Contributed by Frank Wang. He is currently in the NYC Data Science Academy 12 week full time Data Science Bootcamp program taking place between April 11th to July 1st, 2016. This post is based on his first class project - R visualization (due on the 2nd week of the program).
This note briefly reports the analysis of the NYC 2014 yellow taxi data. Records include pick-up and drop-off dates/times, pick-up and drop-off locations, trip distances, itemized fares, rate types, payment types, and driver-reported passenger counts. The motivation of this study is to learn the pattern behind the data, for instance, where the people to go? and when?
Where the most people go? The following two pictures show that large number of passengers head to the central area of the city (east of Time Square) in the morning time (top) while they leave the central area in the evening (Bottom). In the pictures, the red and blue dots represent pick-up and drop-off,respectively. The size of the circle is proportional to the number of taxi. In other words, people move from the red area to the blue area by taxi.

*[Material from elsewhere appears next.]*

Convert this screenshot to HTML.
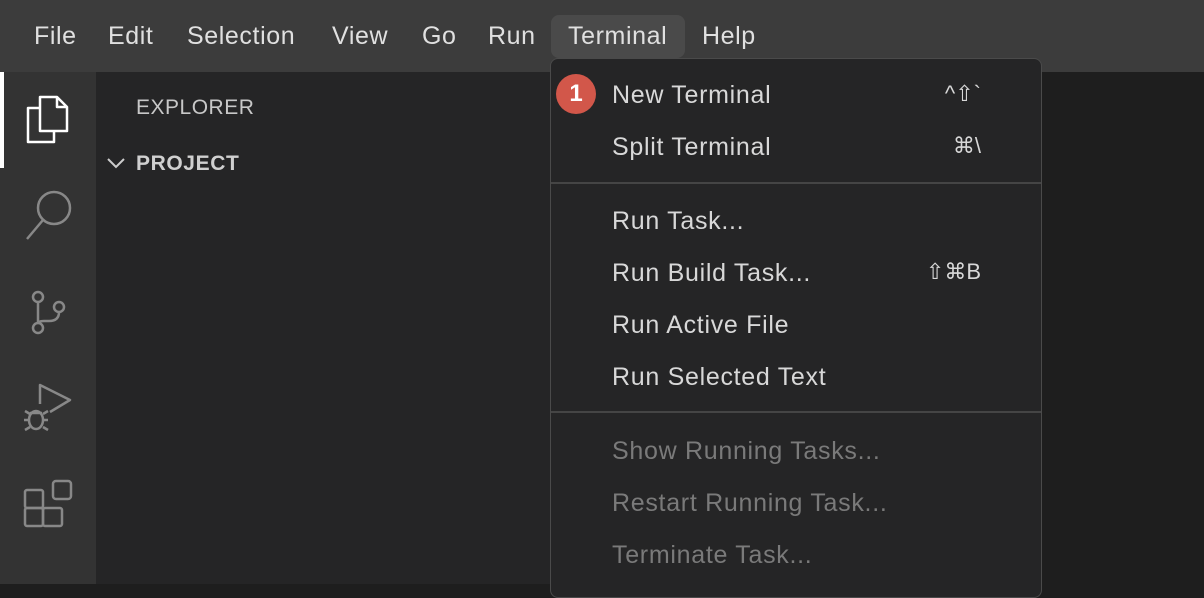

It is more interesting to explore the net flow of the taxi at a particular location and time. For this purpose, we divide the whole regime into small area and calculate the difference between the number of drop-off and pick-up as the net flow of the taxi at that area and that particular time. The net flow results are shown in FIG.2 for Friday morning time (top) and evening time (bottom). The red and blue dots represent more pick-up and drop-off, respectively, while the size of the dots represents the amount of difference. In other words, people leave the red area and arrive the blue area. In the morning time (top plot), people from the surrounding area flow to the central regime, while people leave central area in the evening (bottom). It is worthy to note that more people take taxi to Brooklyn, Queen and Harlem area in the evening time while they less likely take taxi at the morning time when they go to work. The two big circles on the right part of the pictures are located at LaGuardia Airport. There are similar number of pick-up and drop-off at morning time, but there are much more pick-up at evening time because more passengers arrive at evening time.
The hourly taxi activities for Friday, Saturday and Sunday are shown in the picture below. The hour starts from middle night of the day to the middle night of the next day. The vertical axis shows the total taxi income, which approximately represents the number of taxi on the road at that time. There is a minimum taxi activity around 5am for all the three days. There is a rush hour around 8-9am of the work day, while there is no such peak at the weekend. It is interesting to note that there is always a low taxi activity near 4pm. It is turn out that is correlated with taxi driver shift time. They change shift at that time. Therefore less number of taxi is available. This explains the puzzle why it is difficult to find a taxi near 4pm during the work day.
We also looked at the tip for different trips. The tip rate is similar for Friday, Saturday and Sunday as shown below. There are three peaks located at 17%, 20% and 23%, respectively. The tip rate for different hour at Friday is shown in FIG.5. It is interesting that passengers like to pay more tip around 4am and 4pm. However, there is no such clear pattern on the weekend.
Fig.6 shows the trip distance for the three days. Most of the trips are really short trip with median distance about 2 miles. This agrees with the data shown in FIG.1. The median trip time and cost is 10 minutes and $12, respectively.